What Determines the Sensitivity and Detection Limits in Leak Testing?

Sensitivity and the Limit of Detection (LOD) define the smallest leak size a system can reliably identify, typically measured in microns (µm) or flowrate. Achieving an LOD below the critical to quality defect size is critical for maintaining sterility and product shelf life. However, a system that establishes a certain LOD must also show reliability and repeatability in the ability to achieve that level of detection.

What Technical Terms Define System Sensitivity?

The Limit of Detection (LOD) is the smallest physical hole or gas flow rate that a system can reliably distinguish from background noise and typical variation. For most sterile products, an LOD in the single-digit micron size is required.

The Maximum Allowable Leakage Limit (MALL) is the specific leak rate at which a package is considered a failure. This limit is often set based on the risk of microbial ingress or gas exchange.

Signal-to-Noise Ratio is the relationship between the actual leak signal (e.g., pressure rise) and the baseline measurement achieved with typical known good samples. A higher ratio allows for a more capable and reliable test.

How Does the Technology Impact Detection Limits?

The sensory technology directly dictates the sensitivity. Helium Leak Detection offers the highest sensitivity, reaching an LOD of 10?¹° atm·cc/sec, because helium molecules are extremely small and easily detected by mass spectrometry.
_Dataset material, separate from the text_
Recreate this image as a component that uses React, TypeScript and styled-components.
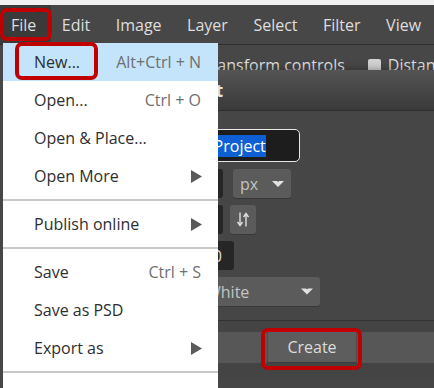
import React from 'react';
import styled, { createGlobalStyle } from 'styled-components';

const GlobalStyle = createGlobalStyle`
  html, body {
    margin: 0;
    padding: 0;
    background: #474747;
    overflow: hidden;
  }
  * {
    box-sizing: border-box;
  }
`;

type Entry =
  | { kind: 'item'; label: string; shortcut?: string; sub?: boolean; active?: boolean }
  | { kind: 'sep' };

const FILE_MENU: Entry[] = [
  { kind: 'item', label: 'New...', shortcut: 'Alt+Ctrl + N', active: true },
  { kind: 'item', label: 'Open...', shortcut: 'Ctrl + O' },
  { kind: 'item', label: 'Open & Place...' },
  { kind: 'item', label: 'Open More', sub: true },
  { kind: 'sep' },
  { kind: 'item', label: 'Publish online', sub: true },
  { kind: 'sep' },
  { kind: 'item', label: 'Save', shortcut: 'Ctrl + S' },
  { kind: 'item', label: 'Save as PSD' },
  { kind: 'item', label: 'Export as', sub: true },
  { kind: 'sep' },
];

const TOP_MENUS = ['File', 'Edit', 'Image', 'Layer', 'Select', 'Filter', 'View'];

const SubArrow = () => (
  <svg width="11" height="13" viewBox="0 0 11 13">
    <polygon points="0,0 11,6.5 0,13" fill="#5a5a5a" />
  </svg>
);

const DropArrow = ({ w = 12, h = 6 }: { w?: number; h?: number }) => (
  <svg width={w} height={h} viewBox="0 0 12 6">
    <polygon points="0,0 5,0 6,1 7,0 12,0 6,6" fill="#e2e2e2" />
  </svg>
);

const SwapIcon = () => (
  <svg width="12" height="15" viewBox="0 0 12 15" fill="none" stroke="#e0e0e0" strokeWidth="1.4">
    <line x1="3" y1="0.5" x2="3" y2="13" />
    <polyline points="0.5,10 3,13.5 5.5,10" />
    <line x1="9" y1="2" x2="9" y2="14.5" />
    <polyline points="6.5,5 9,1.5 11.5,5" />
  </svg>
);

const App: React.FC = () => {
  return (
    <Page>
      <GlobalStyle />
      <TopStrip />
      <MenuBar>
        {TOP_MENUS.map(name => (
          <MenuBarItem key={name} active={name === 'File'}>
            {name}
          </MenuBarItem>
        ))}
      </MenuBar>
      <ToolBar>
        <CheckGroup>
          <CheckBox />
          <span>Transform controls</span>
        </CheckGroup>
        <CheckGroup>
          <CheckBox />
          <span>Distances</span>
        </CheckGroup>
      </ToolBar>

      {/* the New Project dialog, its label column sits under the open menu */}
      <Dialog>
        <DialogHeader>New Project</DialogHeader>
        <DialogBody>
          <FormRow>
            <LabelCell />
            <NameInput>
              New <Selected>Project</Selected>
            </NameInput>
          </FormRow>
          <FormRow>
            <LabelCell />
            <NumberField width={55}>1280</NumberField>
            <SelectBox width={58} gap={10} pad={7}>
              <span>px</span>
              <DropArrow />
            </SelectBox>
          </FormRow>
          <FormRow>
            <LabelCell />
            <NumberField width={55}>720</NumberField>
            <IconButton>
              <SwapIcon />
            </IconButton>
          </FormRow>
          <FormRow>
            <LabelCell />
            <NumberField width={66}>300</NumberField>
          </FormRow>
          <FormRow>
            <LabelCell width={78} />
            <SelectBox width={122} gap={0} pad={8}>
              <span>White</span>
              <DropArrow w={12} h={7} />
            </SelectBox>
          </FormRow>
        </DialogBody>
        <DialogFooter>
          <ButtonBand>
            <CreateButton>Create</CreateButton>
          </ButtonBand>
        </DialogFooter>
      </Dialog>

      <DropMenu>
        {FILE_MENU.map((entry, i) =>
          entry.kind === 'sep' ? (
            <Separator key={i} />
          ) : (
            <MenuItem key={i} active={entry.active}>
              <span>{entry.label}</span>
              {entry.shortcut && <Shortcut>{entry.shortcut}</Shortcut>}
              {entry.sub && <SubArrow />}
            </MenuItem>
          )
        )}
      </DropMenu>

      <Callout top={8} left={0} width={52} height={33} />
      <Callout top={42} left={15} width={83} height={38} />
      <Callout top={328} left={261} width={101} height={42} />
    </Page>
  );
};

const Page = styled.div`
  position: relative;
  width: 434px;
  height: 388px;
  overflow: hidden;
  background: #474747;
  font-family: 'Open Sans', 'Noto Sans', sans-serif;
  font-size: 16px;
`;

const TopStrip = styled.div`
  height: 5px;
  background: #f1f1f1;
`;

const MenuBar = styled.div`
  display: flex;
  height: 40px;
  background: #474747;
  border-bottom: 1px solid #2f2f2f;
`;

const MenuBarItem = styled.div<{ active?: boolean }>`
  display: flex;
  align-items: center;
  padding: 0 14.5px 0 11px;
  color: #dedede;
  background: ${props => (props.active ? '#3a3a3a' : 'transparent')};
`;

const ToolBar = styled.div`
  display: flex;
  align-items: center;
  gap: 23px;
  height: 40px;
  padding-left: 182px;
  color: #dedede;
  white-space: nowrap;
`;

const CheckGroup = styled.div`
  display: flex;
  align-items: center;
  gap: 7px;
`;

const CheckBox = styled.div`
  width: 13px;
  height: 13px;
  border-radius: 2px;
  background: #d2d2d2;
`;

const Dialog = styled.div`
  position: absolute;
  top: 70px;
  left: 108px;
  width: 408px;
  height: 330px;
  background: #464646;
  box-shadow: 0 0 8px rgba(0, 0, 0, 0.4);
`;

const DialogHeader = styled.div`
  display: flex;
  align-items: center;
  height: 41px;
  padding-left: 12px;
  background: linear-gradient(#545454, #3a3a3a);
  border-bottom: 1px solid #2e2e2e;
  color: #e4e4e4;
  font-size: 17px;
  font-weight: 700;
`;

const DialogBody = styled.div`
  display: flex;
  flex-direction: column;
  gap: 7px;
  padding: 18px 0 0 12px;
`;

const FormRow = styled.div`
  display: flex;
  align-items: stretch;
  height: 29px;
  &:first-child {
    height: 33px;
  }
`;

const LabelCell = styled.div<{ width?: number }>`
  width: ${props => props.width ?? 48}px;
`;

const NameInput = styled.div`
  display: flex;
  align-items: center;
  width: 132px;
  padding-left: 7px;
  background: #1d1d1d;
  border: 1px solid #e8e8e8;
  border-radius: 5px;
  color: #ffffff;
  white-space: pre;
`;

const Selected = styled.span`
  background: #0f5fd4;
  color: #ffffff;
`;

const NumberField = styled.div<{ width: number }>`
  display: flex;
  align-items: center;
  justify-content: flex-end;
  width: ${props => props.width}px;
  padding-right: 12px;
  background: #262626;
  border-radius: 3px;
  color: #e0e0e0;
`;

const SelectBox = styled.div<{ width: number; gap: number; pad: number }>`
  display: flex;
  align-items: center;
  justify-content: space-between;
  width: ${props => props.width}px;
  margin-left: ${props => props.gap}px;
  padding: 0 7px 0 ${props => props.pad}px;
  background: #5b5b5b;
  border-radius: 3px;
  box-shadow: 0 1px 0 #393939;
  color: #c4c4c4;
`;

const IconButton = styled.div`
  display: flex;
  align-items: center;
  justify-content: center;
  width: 26px;
  margin-left: 7px;
  background: #5b5b5b;
  border-radius: 3px;
  box-shadow: 0 1px 0 #393939;
`;

const DialogFooter = styled.div`
  margin-top: 14px;
  padding-top: 11px;
  border-top: 1px solid #333333;
  background: #444444;
  height: 60px;
`;

const ButtonBand = styled.div`
  display: flex;
  justify-content: center;
  height: 31px;
  background: #575757;
`;

const CreateButton = styled.div`
  display: flex;
  align-items: center;
  justify-content: center;
  width: 90px;
  background: #5d5d5d;
  border-bottom: 1px solid #3c3c3c;
  border-left: 1px solid #4c4c4c;
  border-right: 1px solid #4c4c4c;
  color: #dcdcdc;
`;

const DropMenu = styled.div`
  position: absolute;
  top: 43px;
  left: 3px;
  width: 215px;
  height: 360px;
  background: #ffffff;
`;

const MenuItem = styled.div<{ active?: boolean }>`
  display: flex;
  align-items: center;
  justify-content: space-between;
  height: 38px;
  padding: 0 16px 0 31px;
  background: ${props => (props.active ? '#c3e4fb' : 'transparent')};
  color: #2e2e2e;
  white-space: nowrap;
`;

const Shortcut = styled.span`
  color: #6f6f6f;
  padding-right: 1px;
`;

const Separator = styled.div`
  height: 10px;
  display: flex;
  align-items: center;
  &::after {
    content: '';
    flex: 1;
    height: 2px;
    background: #c9c9c9;
  }
`;

const Callout = styled.div<{ top: number; left: number; width: number; height: number }>`
  position: absolute;
  top: ${props => props.top}px;
  left: ${props => props.left}px;
  width: ${props => props.width}px;
  height: ${props => props.height}px;
  border: 4px solid #c00000;
  border-radius: 7px;
  pointer-events: none;
`;

export default App;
Vacuum Decay, recognized under ASTM F2338, typically reaches an LOD of 1–5 microns in lab settings. HVLD uses electrical resistance to find leaks of similar sizes in liquid-filled containers. The speed of the test often impacts the LOD; for flow based measurement systems slower tests generally allow for higher sensitivity.

What Regulatory Standards Govern Detection Limits?

USP <1207> defines expectations for deterministic CCIT and method validation, requiring manufacturers to prove that their system can detect leaks at or below the critical to quality defect size. It emphasizes that sensitivity must be validated using positive controls. USP <382> requires that the container design be tested and validated to down to the MALL.

ASTM F2338 provides the standard protocol for vacuum decay, ensuring that the LOD is calculated based on repeatable, scientific data. Compliance with 21 CFR Part 11 ensures that the test method that establishes the sensitivity and performance is maintained.

What Is the Application of High-Sensitivity Testing?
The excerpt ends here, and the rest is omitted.